== Data segment ==

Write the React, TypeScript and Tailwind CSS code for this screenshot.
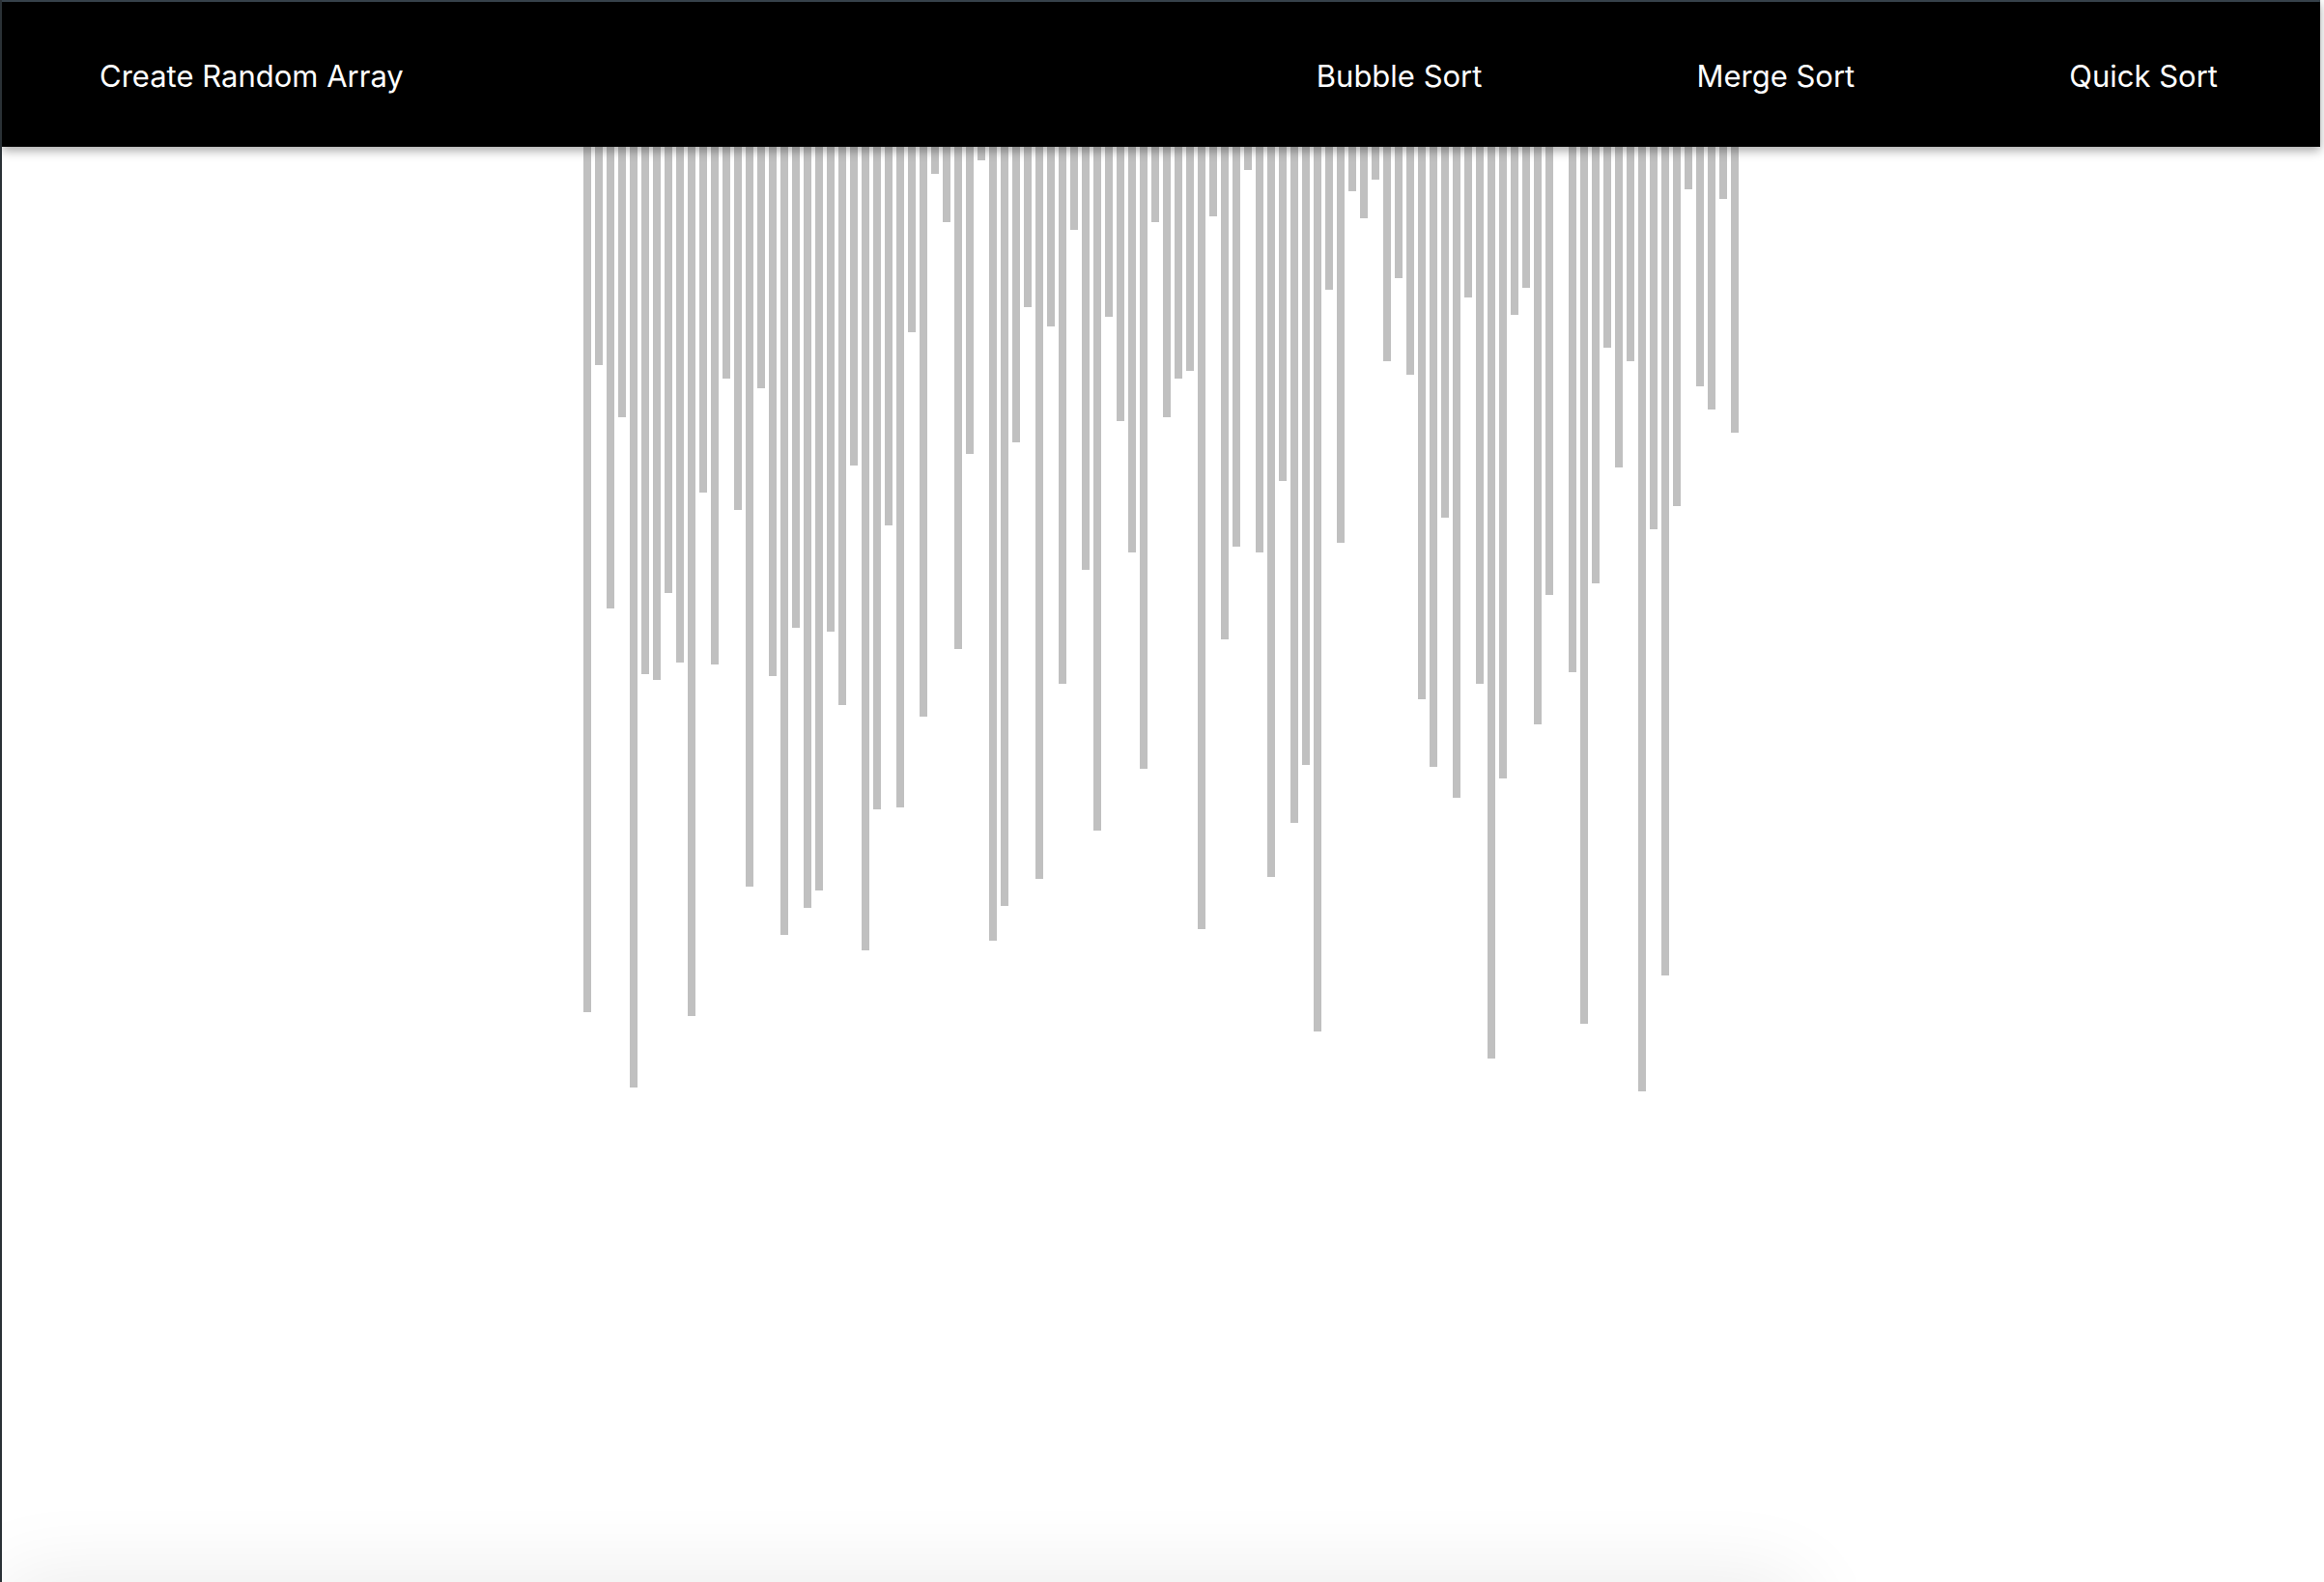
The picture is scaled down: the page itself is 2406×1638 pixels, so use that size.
import React from 'react';

// bar heights in px, measured from the header bottom
const heights: number[] = [
    896, 226, 478, 280, 974, 546, 552, 462, 534, 900,
    358, 536, 240, 376, 766, 250, 548, 816, 498, 788,
    770, 502, 578, 330, 832, 686, 392, 684, 192, 590,
    28, 78, 520, 318, 14, 822, 786, 306, 166, 758,
    186, 556, 86, 438, 708, 176, 284, 420, 644, 78,
    280, 240, 232, 810, 72, 510, 414, 24, 420, 756,
    346, 700, 640, 916, 148, 410, 46, 74, 34, 222,
    136, 236, 572, 642, 384, 674, 156, 556, 944, 654,
    174, 146, 598, 464, 0, 544, 908, 452, 208, 332,
    222, 978, 396, 858, 372, 44, 248, 272, 54, 296,
];

const App: React.FC = () => {
    return (
        <div className="relative h-screen w-full overflow-hidden bg-white border-l-2 border-[#2a3136]">
            {/* Nav */}
            <header className="relative z-10 mr-[4px] flex h-[152px] items-center border-t-2 border-[#36414a] bg-black pt-[3px] pl-[101px] pr-[106px] shadow-[0_4px_10px_rgba(0,0,0,0.35)] font-['Inter',sans-serif] text-[31px] text-white">
                <button className="leading-none">Create Random Array</button>
                <div className="ml-auto flex items-center gap-[222px]">
                    <button className="leading-none">Bubble Sort</button>
                    <button className="leading-none">Merge Sort</button>
                    <button className="leading-none">Quick Sort</button>
                </div>
            </header>

            {/* Array bars */}
            <div className="flex items-start justify-center pr-[4px]">
                {heights.map((h, i) => (
                    <div key={i} className="mx-[2px] w-[8px] bg-[#c0c0c0]" style={{ height: h }} />
                ))}
            </div>

            {/* shadow coming up from below the window */}
            <div className="absolute bottom-[-100px] left-0 h-[100px] w-[1860px] bg-white shadow-[0_0_90px_rgba(0,0,0,0.09)]" />
        </div>
    );
};

export default App;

===

• Exercise aim: Repeat the data exactly, dropping every picture it holds.

• Exercise result:
Write the React, TypeScript and Tailwind CSS code for this screenshot.
The picture is scaled down: the page itself is 2406×1638 pixels, so use that size.
import React from 'react';

// bar heights in px, measured from the header bottom
const heights: number[] = [
    896, 226, 478, 280, 974, 546, 552, 462, 534, 900,
    358, 536, 240, 376, 766, 250, 548, 816, 498, 788,
    770, 502, 578, 330, 832, 686, 392, 684, 192, 590,
    28, 78, 520, 318, 14, 822, 786, 306, 166, 758,
    186, 556, 86, 438, 708, 176, 284, 420, 644, 78,
    280, 240, 232, 810, 72, 510, 414, 24, 420, 756,
    346, 700, 640, 916, 148, 410, 46, 74, 34, 222,
    136, 236, 572, 642, 384, 674, 156, 556, 944, 654,
    174, 146, 598, 464, 0, 544, 908, 452, 208, 332,
    222, 978, 396, 858, 372, 44, 248, 272, 54, 296,
];

const App: React.FC = () => {
    return (
        <div className="relative h-screen w-full overflow-hidden bg-white border-l-2 border-[#2a3136]">
            {/* Nav */}
            <header className="relative z-10 mr-[4px] flex h-[152px] items-center border-t-2 border-[#36414a] bg-black pt-[3px] pl-[101px] pr-[106px] shadow-[0_4px_10px_rgba(0,0,0,0.35)] font-['Inter',sans-serif] text-[31px] text-white">
                <button className="leading-none">Create Random Array</button>
                <div className="ml-auto flex items-center gap-[222px]">
                    <button className="leading-none">Bubble Sort</button>
                    <button className="leading-none">Merge Sort</button>
                    <button className="leading-none">Quick Sort</button>
                </div>
            </header>

            {/* Array bars */}
            <div className="flex items-start justify-center pr-[4px]">
                {heights.map((h, i) => (
                    <div key={i} className="mx-[2px] w-[8px] bg-[#c0c0c0]" style={{ height: h }} />
                ))}
            </div>

            {/* shadow coming up from below the window */}
            <div className="absolute bottom-[-100px] left-0 h-[100px] w-[1860px] bg-white shadow-[0_0_90px_rgba(0,0,0,0.09)]" />
        </div>
    );
};

export default App;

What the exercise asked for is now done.